◆ **RECORDS SHOWN**
* Start *

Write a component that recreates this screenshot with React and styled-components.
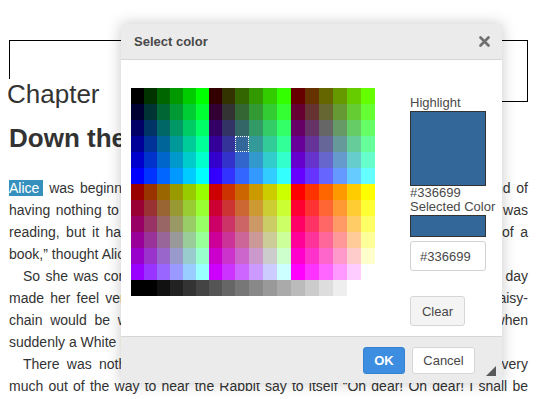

* End *
* Start *

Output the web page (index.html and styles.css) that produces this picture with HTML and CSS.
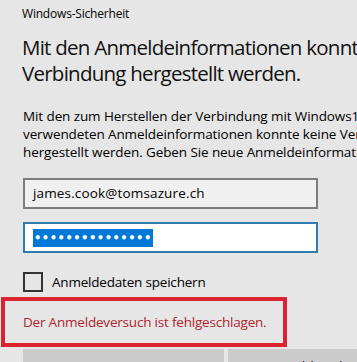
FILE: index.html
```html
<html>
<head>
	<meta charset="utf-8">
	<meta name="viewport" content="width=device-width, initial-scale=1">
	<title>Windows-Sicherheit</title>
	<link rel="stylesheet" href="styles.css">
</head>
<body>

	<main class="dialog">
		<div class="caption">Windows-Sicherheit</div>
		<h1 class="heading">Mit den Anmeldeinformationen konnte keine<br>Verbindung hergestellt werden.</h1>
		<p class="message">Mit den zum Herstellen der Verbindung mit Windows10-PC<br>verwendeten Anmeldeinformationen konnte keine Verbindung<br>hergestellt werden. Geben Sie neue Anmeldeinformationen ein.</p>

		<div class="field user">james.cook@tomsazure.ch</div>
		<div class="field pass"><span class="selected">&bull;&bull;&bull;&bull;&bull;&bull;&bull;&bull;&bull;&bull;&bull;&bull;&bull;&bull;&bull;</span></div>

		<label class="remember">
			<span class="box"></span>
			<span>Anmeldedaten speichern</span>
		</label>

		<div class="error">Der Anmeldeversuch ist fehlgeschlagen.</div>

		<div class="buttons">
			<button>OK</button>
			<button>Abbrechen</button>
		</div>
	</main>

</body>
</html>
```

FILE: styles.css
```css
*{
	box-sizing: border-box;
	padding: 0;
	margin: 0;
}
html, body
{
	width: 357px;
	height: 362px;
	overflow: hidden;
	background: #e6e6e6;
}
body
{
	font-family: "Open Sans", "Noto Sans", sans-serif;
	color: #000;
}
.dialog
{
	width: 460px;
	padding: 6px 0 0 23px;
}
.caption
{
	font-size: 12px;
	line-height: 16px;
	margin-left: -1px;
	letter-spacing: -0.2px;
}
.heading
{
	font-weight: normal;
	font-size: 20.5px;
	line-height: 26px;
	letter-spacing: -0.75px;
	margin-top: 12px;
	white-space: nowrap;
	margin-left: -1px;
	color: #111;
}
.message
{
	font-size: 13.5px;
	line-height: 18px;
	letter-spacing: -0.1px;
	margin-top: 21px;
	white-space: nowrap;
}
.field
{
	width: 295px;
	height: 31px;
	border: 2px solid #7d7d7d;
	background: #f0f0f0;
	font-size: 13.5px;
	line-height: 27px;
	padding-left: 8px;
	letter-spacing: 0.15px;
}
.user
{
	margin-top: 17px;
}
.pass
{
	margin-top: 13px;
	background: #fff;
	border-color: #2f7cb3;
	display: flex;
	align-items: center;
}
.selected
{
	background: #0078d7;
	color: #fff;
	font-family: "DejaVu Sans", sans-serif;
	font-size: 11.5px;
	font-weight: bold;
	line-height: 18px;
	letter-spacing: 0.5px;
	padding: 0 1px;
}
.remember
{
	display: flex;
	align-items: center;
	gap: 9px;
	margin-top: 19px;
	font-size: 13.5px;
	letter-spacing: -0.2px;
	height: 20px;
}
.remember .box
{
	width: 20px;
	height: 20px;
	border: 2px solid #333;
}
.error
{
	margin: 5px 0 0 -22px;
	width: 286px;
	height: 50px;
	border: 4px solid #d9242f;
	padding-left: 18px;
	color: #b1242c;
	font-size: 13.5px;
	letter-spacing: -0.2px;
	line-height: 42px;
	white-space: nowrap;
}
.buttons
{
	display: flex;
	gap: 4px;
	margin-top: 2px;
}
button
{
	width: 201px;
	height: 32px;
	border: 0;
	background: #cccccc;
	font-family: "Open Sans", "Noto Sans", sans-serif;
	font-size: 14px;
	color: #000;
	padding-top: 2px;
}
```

* End *

◆ **GIVEN INSTRUCTION**
From the listing above, copy out each line where the word "index" appears.

◆ **TASK RESPONSE**
Output the web page (index.html and styles.css) that produces this picture with HTML and CSS.
FILE: index.html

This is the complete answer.